-- BEGIN DATA EXTRACT --

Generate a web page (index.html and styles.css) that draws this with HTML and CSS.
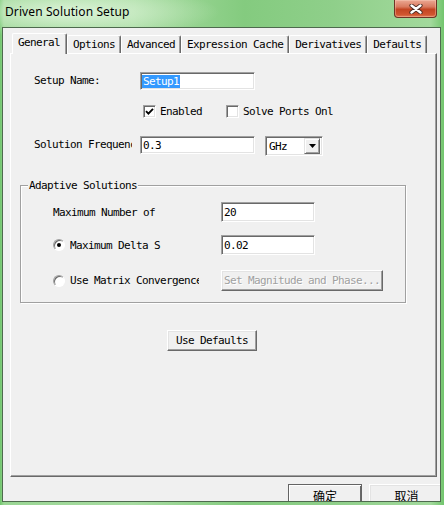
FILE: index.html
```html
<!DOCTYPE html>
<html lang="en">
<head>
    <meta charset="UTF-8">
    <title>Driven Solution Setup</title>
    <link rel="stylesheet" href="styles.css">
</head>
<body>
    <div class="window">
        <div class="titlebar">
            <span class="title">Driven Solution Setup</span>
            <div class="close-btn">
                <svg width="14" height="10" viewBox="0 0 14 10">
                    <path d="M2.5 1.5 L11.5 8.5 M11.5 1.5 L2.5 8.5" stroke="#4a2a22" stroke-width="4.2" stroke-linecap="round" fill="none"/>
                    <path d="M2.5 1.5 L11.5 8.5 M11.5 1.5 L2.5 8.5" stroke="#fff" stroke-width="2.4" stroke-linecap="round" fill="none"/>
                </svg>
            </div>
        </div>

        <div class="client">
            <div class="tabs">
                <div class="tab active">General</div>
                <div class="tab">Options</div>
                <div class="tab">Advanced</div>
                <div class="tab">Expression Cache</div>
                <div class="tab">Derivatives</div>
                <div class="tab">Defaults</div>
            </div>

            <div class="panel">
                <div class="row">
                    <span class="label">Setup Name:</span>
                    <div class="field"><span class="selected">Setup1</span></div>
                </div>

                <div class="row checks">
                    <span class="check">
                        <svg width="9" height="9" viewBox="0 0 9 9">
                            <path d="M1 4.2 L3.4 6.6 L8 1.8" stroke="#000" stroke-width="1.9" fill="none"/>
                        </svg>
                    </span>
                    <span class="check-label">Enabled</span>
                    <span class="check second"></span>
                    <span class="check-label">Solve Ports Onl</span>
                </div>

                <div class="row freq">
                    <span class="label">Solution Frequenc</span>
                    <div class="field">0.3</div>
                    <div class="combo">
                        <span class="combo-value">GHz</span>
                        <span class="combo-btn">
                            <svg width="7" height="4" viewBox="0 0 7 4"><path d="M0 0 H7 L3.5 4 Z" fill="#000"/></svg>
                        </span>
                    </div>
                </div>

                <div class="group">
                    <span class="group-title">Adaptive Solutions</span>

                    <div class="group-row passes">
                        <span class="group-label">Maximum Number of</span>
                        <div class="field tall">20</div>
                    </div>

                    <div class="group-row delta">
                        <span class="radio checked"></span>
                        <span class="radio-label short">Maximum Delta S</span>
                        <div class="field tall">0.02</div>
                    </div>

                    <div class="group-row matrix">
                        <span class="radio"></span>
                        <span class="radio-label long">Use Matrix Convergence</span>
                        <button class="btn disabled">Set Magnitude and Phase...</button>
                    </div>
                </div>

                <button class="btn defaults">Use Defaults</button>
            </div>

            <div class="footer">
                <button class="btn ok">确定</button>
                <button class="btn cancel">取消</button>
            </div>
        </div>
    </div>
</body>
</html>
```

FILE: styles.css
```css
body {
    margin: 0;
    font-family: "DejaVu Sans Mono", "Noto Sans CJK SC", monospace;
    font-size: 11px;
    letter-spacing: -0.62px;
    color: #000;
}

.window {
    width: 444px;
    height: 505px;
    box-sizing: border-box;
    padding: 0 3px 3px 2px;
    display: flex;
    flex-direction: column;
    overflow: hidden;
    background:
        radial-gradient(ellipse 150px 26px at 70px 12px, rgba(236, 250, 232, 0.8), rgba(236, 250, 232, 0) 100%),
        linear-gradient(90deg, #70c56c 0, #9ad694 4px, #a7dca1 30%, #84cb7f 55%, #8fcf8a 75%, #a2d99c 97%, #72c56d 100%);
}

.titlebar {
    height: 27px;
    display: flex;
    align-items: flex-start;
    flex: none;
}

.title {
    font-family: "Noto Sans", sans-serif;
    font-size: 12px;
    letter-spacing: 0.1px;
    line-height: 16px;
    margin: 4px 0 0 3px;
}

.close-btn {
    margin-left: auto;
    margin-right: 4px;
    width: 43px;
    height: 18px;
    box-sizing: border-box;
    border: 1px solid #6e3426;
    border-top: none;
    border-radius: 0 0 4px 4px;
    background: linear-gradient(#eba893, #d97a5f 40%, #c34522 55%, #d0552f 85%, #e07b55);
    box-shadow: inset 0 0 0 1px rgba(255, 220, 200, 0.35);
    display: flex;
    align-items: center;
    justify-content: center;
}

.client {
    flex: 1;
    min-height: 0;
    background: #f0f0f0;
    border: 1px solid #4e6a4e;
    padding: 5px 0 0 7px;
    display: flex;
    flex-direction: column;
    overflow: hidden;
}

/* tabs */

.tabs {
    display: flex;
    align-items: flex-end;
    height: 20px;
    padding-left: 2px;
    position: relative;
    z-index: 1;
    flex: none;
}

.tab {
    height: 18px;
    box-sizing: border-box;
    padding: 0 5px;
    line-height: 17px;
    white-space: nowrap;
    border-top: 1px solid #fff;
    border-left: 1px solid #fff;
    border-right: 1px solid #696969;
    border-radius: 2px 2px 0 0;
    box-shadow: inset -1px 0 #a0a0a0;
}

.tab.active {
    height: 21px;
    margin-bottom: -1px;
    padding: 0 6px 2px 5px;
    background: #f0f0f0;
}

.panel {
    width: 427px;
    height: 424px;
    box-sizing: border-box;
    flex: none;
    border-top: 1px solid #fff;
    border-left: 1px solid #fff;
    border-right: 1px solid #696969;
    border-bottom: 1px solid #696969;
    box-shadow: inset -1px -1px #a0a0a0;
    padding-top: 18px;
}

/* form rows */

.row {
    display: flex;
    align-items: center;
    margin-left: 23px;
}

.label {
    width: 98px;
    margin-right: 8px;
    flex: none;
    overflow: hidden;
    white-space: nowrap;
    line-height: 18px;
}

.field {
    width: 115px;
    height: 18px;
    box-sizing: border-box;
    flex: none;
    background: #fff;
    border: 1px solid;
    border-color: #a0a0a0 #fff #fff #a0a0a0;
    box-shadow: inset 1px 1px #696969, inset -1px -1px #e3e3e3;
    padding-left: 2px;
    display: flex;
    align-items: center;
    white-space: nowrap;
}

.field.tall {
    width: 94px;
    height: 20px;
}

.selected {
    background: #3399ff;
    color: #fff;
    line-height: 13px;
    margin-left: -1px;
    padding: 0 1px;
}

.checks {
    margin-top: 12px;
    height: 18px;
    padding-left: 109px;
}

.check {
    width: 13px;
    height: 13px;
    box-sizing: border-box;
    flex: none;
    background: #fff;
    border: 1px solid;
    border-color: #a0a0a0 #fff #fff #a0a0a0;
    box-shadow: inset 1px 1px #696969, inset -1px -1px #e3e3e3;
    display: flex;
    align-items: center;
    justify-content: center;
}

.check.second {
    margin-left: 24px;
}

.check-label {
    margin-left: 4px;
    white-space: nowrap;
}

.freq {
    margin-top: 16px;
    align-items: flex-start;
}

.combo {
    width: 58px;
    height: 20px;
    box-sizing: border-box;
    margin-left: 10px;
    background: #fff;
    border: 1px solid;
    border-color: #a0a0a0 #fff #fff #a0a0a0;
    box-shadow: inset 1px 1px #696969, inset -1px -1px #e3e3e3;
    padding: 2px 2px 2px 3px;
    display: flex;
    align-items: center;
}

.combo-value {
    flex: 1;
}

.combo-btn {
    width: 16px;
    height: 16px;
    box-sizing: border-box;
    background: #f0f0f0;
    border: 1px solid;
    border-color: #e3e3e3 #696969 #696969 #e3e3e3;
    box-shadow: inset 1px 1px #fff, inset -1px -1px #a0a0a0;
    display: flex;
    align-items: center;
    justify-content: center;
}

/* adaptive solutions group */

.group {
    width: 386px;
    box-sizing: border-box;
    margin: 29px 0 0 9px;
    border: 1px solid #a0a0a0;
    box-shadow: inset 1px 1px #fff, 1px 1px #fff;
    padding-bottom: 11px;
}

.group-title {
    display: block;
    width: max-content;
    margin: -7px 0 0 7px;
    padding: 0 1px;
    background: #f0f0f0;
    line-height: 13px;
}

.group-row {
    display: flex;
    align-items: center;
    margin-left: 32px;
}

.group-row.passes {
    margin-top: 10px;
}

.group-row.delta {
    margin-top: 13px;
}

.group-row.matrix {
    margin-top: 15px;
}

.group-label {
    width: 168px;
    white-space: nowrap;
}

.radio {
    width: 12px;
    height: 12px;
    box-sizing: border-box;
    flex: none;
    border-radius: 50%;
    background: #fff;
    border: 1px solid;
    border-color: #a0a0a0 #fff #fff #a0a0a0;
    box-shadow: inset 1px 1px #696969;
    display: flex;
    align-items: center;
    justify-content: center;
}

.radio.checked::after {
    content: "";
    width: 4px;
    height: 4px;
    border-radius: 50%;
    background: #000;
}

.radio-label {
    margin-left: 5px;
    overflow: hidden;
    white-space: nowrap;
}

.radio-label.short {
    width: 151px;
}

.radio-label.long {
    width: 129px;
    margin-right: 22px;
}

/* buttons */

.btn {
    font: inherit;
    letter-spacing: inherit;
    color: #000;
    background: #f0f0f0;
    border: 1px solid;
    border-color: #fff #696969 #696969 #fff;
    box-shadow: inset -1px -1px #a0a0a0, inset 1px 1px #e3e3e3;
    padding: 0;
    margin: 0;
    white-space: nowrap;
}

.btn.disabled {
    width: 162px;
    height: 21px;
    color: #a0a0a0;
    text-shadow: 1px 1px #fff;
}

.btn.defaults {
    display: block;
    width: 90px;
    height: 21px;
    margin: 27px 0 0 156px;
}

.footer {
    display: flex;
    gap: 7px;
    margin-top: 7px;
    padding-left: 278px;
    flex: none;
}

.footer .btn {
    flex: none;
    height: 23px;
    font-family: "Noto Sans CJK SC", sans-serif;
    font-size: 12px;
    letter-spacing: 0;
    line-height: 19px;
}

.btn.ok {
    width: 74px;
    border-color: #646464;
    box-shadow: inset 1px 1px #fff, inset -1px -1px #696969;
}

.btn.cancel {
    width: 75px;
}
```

-- END DATA EXTRACT --

Identify the lines above with the word "index". Copy them.

Generate a web page (index.html and styles.css) that draws this with HTML and CSS.
FILE: index.html
    z-index: 1;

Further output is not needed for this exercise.